If you take the simple version of the debate, Labour’s schism on the EU appears as an aberration of the usual dynamics of left and right in the party. Labour's left is supposedly cheering a position which avoids advocating what it believes in (Remain), because it would lose votes. Meanwhile, the right claims to be dying in a ditch for its principles - no matter what the consequences for Labour’s support in Leave-voting heartlands.

Smith wants to oppose Brexit, even after the vote, on the basis of using every available procedural mechanism. He would whip MPs against the invocation of Article 50, refuse to implement it in government, and run on a manifesto of staying in the EU. For the die-hard Europhiles on the left – and I count myself among these, having run the Another Europe is Possible campaign during the referendum – there ought to be no contest as to who to support. On a result that is so damaging to people’s lives and so rooted in prejudice, how could we ever accept that there is such a thing as a "final word"? 

And yet, on the basic principles that lie behind a progressive version of EU membership, such as freedom of movement, Smith seems to contradict himself. Right at the outset of the Labour leadership, Smith took to Newsnight to express his view – typical of many politicians moulded in the era of New Labour – that Labour needed to “listen” to the views Leave voters by simply adopting them, regardless of whether or not they were right. There were, he said, “too many” immigrants in some parts of the country. 

Unlike Smith, Corbyn has not made his post-Brexit policy a headline feature of the campaign, and it is less widely understood. But it is clear, via the five "red lines" outlined by John McDonnell at the end of June:

  1. full access to the single market
  2. membership of the European investment bank
  3. access to trading rights for financial services sector
  4. full residency rights for all EU nationals in the UK and all UK nationals in the EU, and
  5. the enshrinement of EU protections for workers. 

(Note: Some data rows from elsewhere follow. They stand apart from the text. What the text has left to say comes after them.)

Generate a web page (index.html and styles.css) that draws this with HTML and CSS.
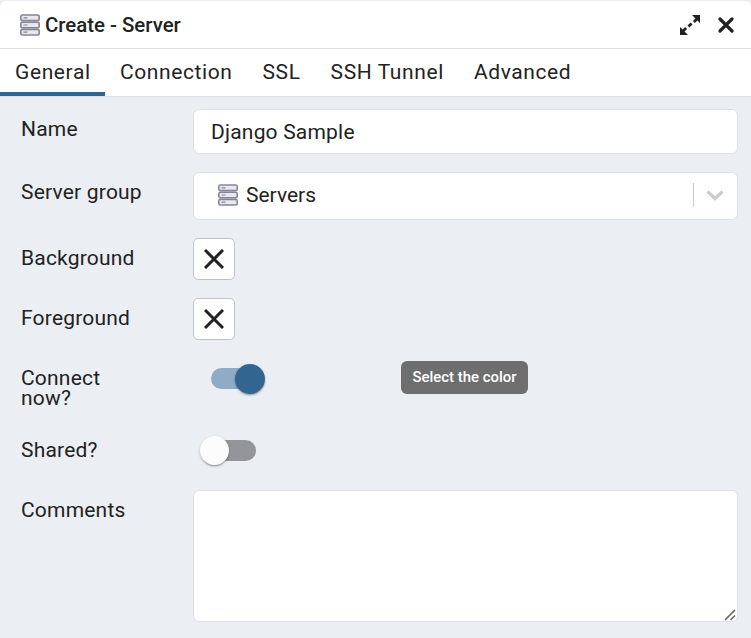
FILE: index.html
```html
<!DOCTYPE html>
<html lang="en">
<head>
    <meta charset="UTF-8">
    <meta name="viewport" content="width=device-width, initial-scale=1.0">
    <title>Create - Server</title>
    <link rel="stylesheet" href="styles.css">
</head>
<body>

<div class="dialog">
    <div class="header">
        <svg class="server-icon" viewBox="0 0 20 22" width="20" height="22">
            <g fill="#e8e8ee" stroke="#85858f" stroke-width="1.6">
                <rect x="0.8" y="1" width="18.4" height="5.6" rx="1.6"/>
                <rect x="0.8" y="8.2" width="18.4" height="5.6" rx="1.6"/>
                <rect x="0.8" y="15.4" width="18.4" height="5.6" rx="1.6"/>
            </g>
            <path d="M3.5 3.8h4M3.5 11h4M3.5 18.2h4" stroke="#85858f" stroke-width="1.2"/>
        </svg>
        <span class="title">Create - Server</span>
        <svg class="head-btn expand" viewBox="0 0 20 20" width="20" height="20">
            <path d="M12 0h8v8l-2.6-2.6-2.6 2.6-1.9-1.9L15.500 3.500zM8 20H0v-8l2.600 2.600 2.600-2.600 1.900 1.900L4.500 16.500zM7.500 10.600l3.100-3.100 1.900 1.900-3.100 3.100z" fill="#222"/>
        </svg>
        <svg class="head-btn close" viewBox="0 0 16 16" width="16" height="16">
            <path d="M2 2l12 12M14 2L2 14" stroke="#222" stroke-width="3.2" stroke-linecap="round"/>
        </svg>
    </div>

    <div class="tabs">
        <div class="tab active">General</div>
        <div class="tab">Connection</div>
        <div class="tab">SSL</div>
        <div class="tab">SSH Tunnel</div>
        <div class="tab">Advanced</div>
    </div>

    <div class="form">
        <div class="row">
            <label class="label">Name</label>
            <div class="input">Django Sample</div>
        </div>
        <div class="row">
            <label class="label">Server group</label>
            <div class="select">
                <svg class="server-icon" viewBox="0 0 20 22" width="20" height="22">
                    <g fill="#e8e8ee" stroke="#85859c" stroke-width="1.6">
                        <rect x="0.8" y="1" width="18.4" height="5.6" rx="1.6"/>
                        <rect x="0.8" y="8.2" width="18.4" height="5.6" rx="1.6"/>
                        <rect x="0.8" y="15.4" width="18.4" height="5.6" rx="1.6"/>
                    </g>
                    <path d="M3.5 3.8h4M3.5 11h4M3.5 18.2h4" stroke="#85859c" stroke-width="1.2"/>
                </svg>
                <span class="select-value">Servers</span>
                <span class="select-sep"></span>
                <svg class="chevron" viewBox="0 0 20 12" width="20" height="12">
                    <path d="M2.5 2.5L10 9.5l7.5-7" fill="none" stroke="#ccc" stroke-width="3.2"/>
                </svg>
            </div>
        </div>
        <div class="row">
            <label class="label">Background</label>
            <div class="color-btn">
                <svg viewBox="0 0 20 20" width="20" height="20"><path d="M1 1l18 18M19 1L1 19" stroke="#222" stroke-width="3"/></svg>
            </div>
        </div>
        <div class="row">
            <label class="label">Foreground</label>
            <div class="color-btn">
                <svg viewBox="0 0 20 20" width="20" height="20"><path d="M1 1l18 18M19 1L1 19" stroke="#222" stroke-width="3"/></svg>
            </div>
        </div>
        <div class="row row-connect">
            <label class="label label-narrow">Connect now?</label>
            <div class="switch on"><span class="track"></span><span class="thumb"></span></div>
            <div class="tooltip">Select the color</div>
        </div>
        <div class="row row-shared">
            <label class="label">Shared?</label>
            <div class="switch"><span class="track"></span><span class="thumb"></span></div>
        </div>
        <div class="row">
            <label class="label">Comments</label>
            <div class="textarea">
                <svg class="resizer" viewBox="0 0 12 12" width="12" height="12">
                    <path d="M1 11L11 1M6.5 11L11 6.5" stroke="#666" stroke-width="1.6"/>
                </svg>
            </div>
        </div>
    </div>
</div>

</body>
</html>
```

FILE: styles.css
```css
* {
    box-sizing: border-box;
}
html, body {
    margin: 0;
    height: 100%;
}
body {
    font-family: 'Roboto', sans-serif;
    color: #222;
    background: #ebeef3;
}
.dialog {
    height: 638px;
    display: flex;
    flex-direction: column;
    position: relative;
    overflow: hidden;
}
.header {
    height: 48px;
    flex: none;
    margin-top: 1px;
    padding: 0 17px 0 20px;
    display: flex;
    align-items: center;
    background: #fff;
    border-bottom: 1px solid #dde0e6;
    border-radius: 6px 6px 0 0;
}
.title {
    margin-left: 5px;
    font-size: 20.4px;
    font-weight: 500;
    flex: 1;
}
.head-btn.expand {
    margin-right: 18px;
}
.tabs {
    height: 48px;
    flex: none;
    display: flex;
    background: #fff;
    border-bottom: 1px solid #dde0e6;
}
.tab {
    padding: 10px 15px 0;
    font-size: 21px;
    letter-spacing: 0.6px;
    line-height: 26px;
}
.tab.active {
    border-bottom: 4px solid #326690;
    width: 105px;
    height: 47px;
}
.form {
    padding: 12px 13px 0 21px;
    display: flex;
    flex-direction: column;
    gap: 18px;
}
.row {
    display: flex;
    align-items: flex-start;
}
.label {
    width: 172px;
    flex: none;
    padding-top: 10px;
    font-size: 21px;
    line-height: 20px;
    letter-spacing: 0.2px;
}
.label-narrow {
    width: 172px;
    padding-right: 80px;
}
.input, .select, .textarea {
    flex: 1;
    background: #fff;
    border: 1px solid #dde0e6;
    border-radius: 6px;
}
.input {
    height: 45px;
    padding: 0 17px;
    display: flex;
    align-items: center;
    font-size: 21px;
    letter-spacing: 0.2px;
}
.select {
    height: 48px;
    padding: 0 12px 2px 24px;
    display: flex;
    align-items: center;
    font-size: 21px;
}
.select-value {
    margin-left: 8px;
    flex: 1;
}
.select-sep {
    width: 1px;
    height: 24px;
    background: #ccc;
}
.chevron {
    margin-left: 11px;
}
.color-btn {
    width: 42px;
    height: 42px;
    background: #fff;
    border: 1px solid #bfc3cd;
    border-radius: 5px;
    display: flex;
    align-items: center;
    justify-content: center;
}
.row-connect {
    height: 59px;
    position: relative;
}
.row-connect .label {
    padding-top: 10px;
}
.row-shared {
    height: 37px;
}
.row-shared .label {
    padding-top: 5px;
}
.switch {
    position: relative;
    width: 72px;
    height: 30px;
}
.track {
    position: absolute;
    left: 18px;
    top: 4px;
    width: 45px;
    height: 21px;
    border-radius: 11px;
    background: #949599;
}
.thumb {
    position: absolute;
    left: 7px;
    top: 0;
    width: 29px;
    height: 29px;
    border-radius: 50%;
    background: #fcfcfc;
    box-shadow: 0 2px 2px -1px rgba(0, 0, 0, 0.3), 0 1px 3px rgba(0, 0, 0, 0.2);
}
.switch.on .track {
    background: #8fabc6;
}
.switch.on .thumb {
    left: 42px;
    width: 30px;
    height: 30px;
    background: #326690;
}
.row-connect .switch {
    margin-top: 6px;
}
.row-shared .switch {
    margin-top: 1px;
}
.tooltip {
    position: absolute;
    left: 380px;
    top: 3px;
    width: 127px;
    height: 33px;
    border-radius: 6px;
    background: #6e6e6e;
    color: #fff;
    font-size: 14.9px;
    font-weight: 500;
    line-height: 33px;
    text-align: center;
}
.textarea {
    height: 132px;
    position: relative;
}
.resizer {
    position: absolute;
    right: 1px;
    bottom: 0;
}
```
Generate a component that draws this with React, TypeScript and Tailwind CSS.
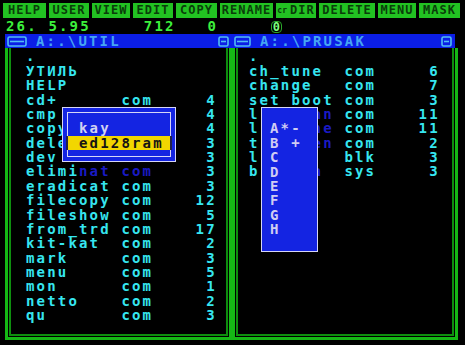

Without these five conditions being met, Labour would presumably not support the invocation of Article 50. So if, as seems likely, a Conservative government would never meet these five conditions, would there be any real difference in how a Corbyn leadership would handle the situation? 

The fight over the legacy of the referendum is theatrical at times. The mutual mistrust last week played out on the stage in front of a mass televised audience. Some Corbyn supporters jeered Smith as he made the case for another referendum. Smith accused Corbyn of not even voting for Remain, and wouldn’t let it go. But, deep down, the division is really about a difference of emphasis. 

It speaks to a deeper truth about the future of Britain in Europe. During the referendum, the establishment case for Remain floundered because it refused to make the case that unemployment and declining public services were the result of austerity, not immigrants. Being spearheaded by Conservatives, it couldn’t. It fell to the left to offer the ideological counter attack that was needed – and we failed to reach enough people. 

As a result, what we got was a popular mandate for petty racism and a potentially long-term shift to the right in British politics, endangering a whole raft of workplace and legal protections along the way. Now that it has happened, anyone who really hopes to overcome either Brexit, or the meaning of Brexit, has to address the core attitudes and debates at their root. Then as now, it is only clear left-wing ideas – free from any attempt to triangulate towards anti-migrant sentiment– that can have any hope of success. 

The real dividing lines in Labour are not about the EU. If they were, the Eurosceptic Frank Field would not be backing Smith. For all that it may be convenient to deny it, Europe was once, briefly, the issue that united the Labour Party. One day, the issues at stake in the referendum may do so again – but only if Labour consolidates itself around a strategy for convincing people of ideas, rather than simply reaching for procedural levers.